Este verano, dejó la insoportable levedad de su ser corpóreo el gran novelista checo, nacionalizado francés, Milan Kundera. En uno de sus ensayos nos había contado cómo el ateísmo provocador y risueño de la primera juventud, durante los años negros del comunismo, se disipó como una tontería adolescente, al ver a cristianos reprimidos en su país, a los que llegó a acompañar a misa. Sin que por eso se convenciese de que Dios dirija nuestros destinos:
–En el fondo, ¿qué podía yo saber? Y ellos ¿qué podían saber? ¿Estaban seguros de estar seguros? Estaba sentad en una iglesia con la extraña y feliz sensación de que mi falta de fe y la fe de ellos, curiosamente, se parecían mucho?
En su novela más conocida, La insoportable levedad del ser, vuelve sobre esa misma relación:
–En el mismo comienzo del Génesis está escrito que Dios creo al hombre para confiarle el dominio sobre los pájaros, los peces y los animales. Claro que el Génesis fue escrito por un hombre y no por un caballo. No hay seguridad alguna de que Dios haya confiado al hombre el dominio de otros seres. Mas bien parece que el hombre inventó a Dios para convertir en sagrado el dominio sobre la vaca y el caballo que había usurpado.
Y en otro lugar:
-Dios les dio a los hombres la libertad, y por eso podemos suponer que al fin y al cabo no es responsable de los crímenes humanos. Pero el único responsable de la mierda -[¡ese vocablo tan francés!]- es aquel que creó al hombre.
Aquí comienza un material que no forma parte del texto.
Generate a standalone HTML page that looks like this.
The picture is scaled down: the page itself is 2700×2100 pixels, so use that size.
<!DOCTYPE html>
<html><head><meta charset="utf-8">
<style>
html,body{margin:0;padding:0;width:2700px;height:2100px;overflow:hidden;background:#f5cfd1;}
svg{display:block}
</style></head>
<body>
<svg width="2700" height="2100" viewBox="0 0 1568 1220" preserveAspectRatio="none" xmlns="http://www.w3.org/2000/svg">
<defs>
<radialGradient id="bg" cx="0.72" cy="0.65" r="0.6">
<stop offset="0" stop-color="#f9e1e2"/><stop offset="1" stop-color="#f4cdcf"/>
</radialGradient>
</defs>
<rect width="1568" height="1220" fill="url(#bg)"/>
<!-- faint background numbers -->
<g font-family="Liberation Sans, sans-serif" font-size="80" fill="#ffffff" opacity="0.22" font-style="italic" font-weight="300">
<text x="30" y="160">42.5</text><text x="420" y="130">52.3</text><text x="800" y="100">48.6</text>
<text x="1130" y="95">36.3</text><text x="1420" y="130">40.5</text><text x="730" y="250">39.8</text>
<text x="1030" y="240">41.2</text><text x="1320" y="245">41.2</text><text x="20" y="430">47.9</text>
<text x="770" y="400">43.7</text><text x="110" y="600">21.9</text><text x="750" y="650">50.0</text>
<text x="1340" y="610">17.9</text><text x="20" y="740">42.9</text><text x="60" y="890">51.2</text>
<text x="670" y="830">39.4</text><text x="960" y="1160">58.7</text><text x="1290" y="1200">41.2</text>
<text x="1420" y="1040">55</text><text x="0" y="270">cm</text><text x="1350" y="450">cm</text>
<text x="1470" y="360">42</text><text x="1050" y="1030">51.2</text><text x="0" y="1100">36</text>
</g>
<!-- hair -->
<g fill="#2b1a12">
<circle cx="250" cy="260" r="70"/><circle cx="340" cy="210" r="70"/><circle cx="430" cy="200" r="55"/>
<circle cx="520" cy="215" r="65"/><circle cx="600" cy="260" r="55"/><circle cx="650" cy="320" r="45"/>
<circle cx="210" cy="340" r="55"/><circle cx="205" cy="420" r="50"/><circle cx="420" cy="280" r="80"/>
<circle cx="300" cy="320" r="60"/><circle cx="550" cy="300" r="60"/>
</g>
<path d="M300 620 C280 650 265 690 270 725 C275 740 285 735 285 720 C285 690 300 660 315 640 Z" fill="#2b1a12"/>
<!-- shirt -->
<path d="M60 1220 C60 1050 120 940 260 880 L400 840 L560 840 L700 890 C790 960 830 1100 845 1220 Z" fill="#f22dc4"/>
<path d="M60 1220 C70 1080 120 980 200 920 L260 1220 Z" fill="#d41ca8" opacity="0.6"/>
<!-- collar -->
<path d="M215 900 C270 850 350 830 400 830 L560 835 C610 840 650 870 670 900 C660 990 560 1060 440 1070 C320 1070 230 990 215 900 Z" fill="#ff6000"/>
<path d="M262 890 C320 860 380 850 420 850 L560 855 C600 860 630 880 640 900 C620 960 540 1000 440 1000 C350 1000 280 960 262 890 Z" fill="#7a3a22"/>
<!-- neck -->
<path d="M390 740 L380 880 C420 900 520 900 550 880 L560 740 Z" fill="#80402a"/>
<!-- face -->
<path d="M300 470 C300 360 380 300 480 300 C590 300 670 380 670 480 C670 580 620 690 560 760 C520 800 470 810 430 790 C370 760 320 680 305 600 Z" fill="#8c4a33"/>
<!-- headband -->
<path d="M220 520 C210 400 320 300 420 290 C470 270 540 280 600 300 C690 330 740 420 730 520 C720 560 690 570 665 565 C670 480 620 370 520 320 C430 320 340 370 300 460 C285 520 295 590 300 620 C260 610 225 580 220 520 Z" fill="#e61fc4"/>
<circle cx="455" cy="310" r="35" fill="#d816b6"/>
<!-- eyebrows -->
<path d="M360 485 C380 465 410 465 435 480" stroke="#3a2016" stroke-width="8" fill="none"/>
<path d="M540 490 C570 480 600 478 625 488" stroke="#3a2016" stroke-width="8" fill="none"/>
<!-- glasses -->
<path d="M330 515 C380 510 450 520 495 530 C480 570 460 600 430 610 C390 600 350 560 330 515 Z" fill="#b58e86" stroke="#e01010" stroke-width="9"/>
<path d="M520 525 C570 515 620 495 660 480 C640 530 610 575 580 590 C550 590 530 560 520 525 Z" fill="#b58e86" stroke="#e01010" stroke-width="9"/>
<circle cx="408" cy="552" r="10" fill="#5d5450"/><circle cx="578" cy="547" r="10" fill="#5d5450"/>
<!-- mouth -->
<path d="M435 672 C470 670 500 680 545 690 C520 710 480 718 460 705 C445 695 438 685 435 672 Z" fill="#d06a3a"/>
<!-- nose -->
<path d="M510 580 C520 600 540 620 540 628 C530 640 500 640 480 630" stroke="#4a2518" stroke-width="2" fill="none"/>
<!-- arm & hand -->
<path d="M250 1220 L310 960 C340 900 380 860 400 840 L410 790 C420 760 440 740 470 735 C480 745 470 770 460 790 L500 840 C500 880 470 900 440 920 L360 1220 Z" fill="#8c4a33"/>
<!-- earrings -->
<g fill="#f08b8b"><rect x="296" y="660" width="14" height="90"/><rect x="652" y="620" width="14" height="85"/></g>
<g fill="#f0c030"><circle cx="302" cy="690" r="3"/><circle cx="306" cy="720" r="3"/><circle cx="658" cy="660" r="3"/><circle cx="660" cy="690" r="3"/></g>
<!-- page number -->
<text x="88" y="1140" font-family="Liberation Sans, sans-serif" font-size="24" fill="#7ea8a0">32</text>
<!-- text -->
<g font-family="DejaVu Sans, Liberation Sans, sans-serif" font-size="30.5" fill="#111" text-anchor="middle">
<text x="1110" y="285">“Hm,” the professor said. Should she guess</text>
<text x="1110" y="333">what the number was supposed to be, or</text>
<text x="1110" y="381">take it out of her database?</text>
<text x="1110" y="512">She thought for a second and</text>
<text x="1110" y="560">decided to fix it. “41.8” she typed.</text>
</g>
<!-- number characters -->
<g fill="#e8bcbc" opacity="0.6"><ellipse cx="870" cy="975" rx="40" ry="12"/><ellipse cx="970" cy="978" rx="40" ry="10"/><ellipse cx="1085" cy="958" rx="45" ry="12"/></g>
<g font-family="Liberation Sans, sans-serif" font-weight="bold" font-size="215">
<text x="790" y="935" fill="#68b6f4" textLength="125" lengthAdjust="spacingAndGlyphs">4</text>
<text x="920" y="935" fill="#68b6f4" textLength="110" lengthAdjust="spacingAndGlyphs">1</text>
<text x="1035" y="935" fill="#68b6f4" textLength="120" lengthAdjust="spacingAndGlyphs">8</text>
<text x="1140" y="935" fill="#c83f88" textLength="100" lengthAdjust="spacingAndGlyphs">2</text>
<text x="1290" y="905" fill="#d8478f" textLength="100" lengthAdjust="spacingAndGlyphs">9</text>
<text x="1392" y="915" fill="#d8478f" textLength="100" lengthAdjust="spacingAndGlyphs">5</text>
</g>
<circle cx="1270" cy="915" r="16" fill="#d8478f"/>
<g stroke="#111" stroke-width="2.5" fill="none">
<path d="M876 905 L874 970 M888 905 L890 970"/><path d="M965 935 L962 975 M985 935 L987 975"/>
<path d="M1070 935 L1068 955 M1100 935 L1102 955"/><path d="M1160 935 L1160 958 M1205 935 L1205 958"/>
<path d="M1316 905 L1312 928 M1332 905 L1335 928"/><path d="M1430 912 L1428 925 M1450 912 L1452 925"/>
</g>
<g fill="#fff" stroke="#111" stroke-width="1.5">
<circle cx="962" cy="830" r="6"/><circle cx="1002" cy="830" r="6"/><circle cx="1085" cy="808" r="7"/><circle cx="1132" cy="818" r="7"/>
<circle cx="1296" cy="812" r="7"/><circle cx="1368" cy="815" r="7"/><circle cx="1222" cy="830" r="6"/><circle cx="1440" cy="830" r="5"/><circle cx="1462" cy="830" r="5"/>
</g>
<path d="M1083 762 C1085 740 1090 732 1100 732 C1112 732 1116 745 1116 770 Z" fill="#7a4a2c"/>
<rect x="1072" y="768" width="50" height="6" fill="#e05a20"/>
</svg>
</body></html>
De eso versa precisamente mi dramático poema Coronavirus.
Kundera miraba unas veces al suelo y otras al cielo. A la miseria de este mundo y a la genuina búsqueda de la belleza, de la libertad, la justicia, el amor…, que son todo menos basura. Al hombre y a Dios, a veces contrapuestos, a veces hermanados. En la levedad y, al mismo tiempo, gravedad del ser.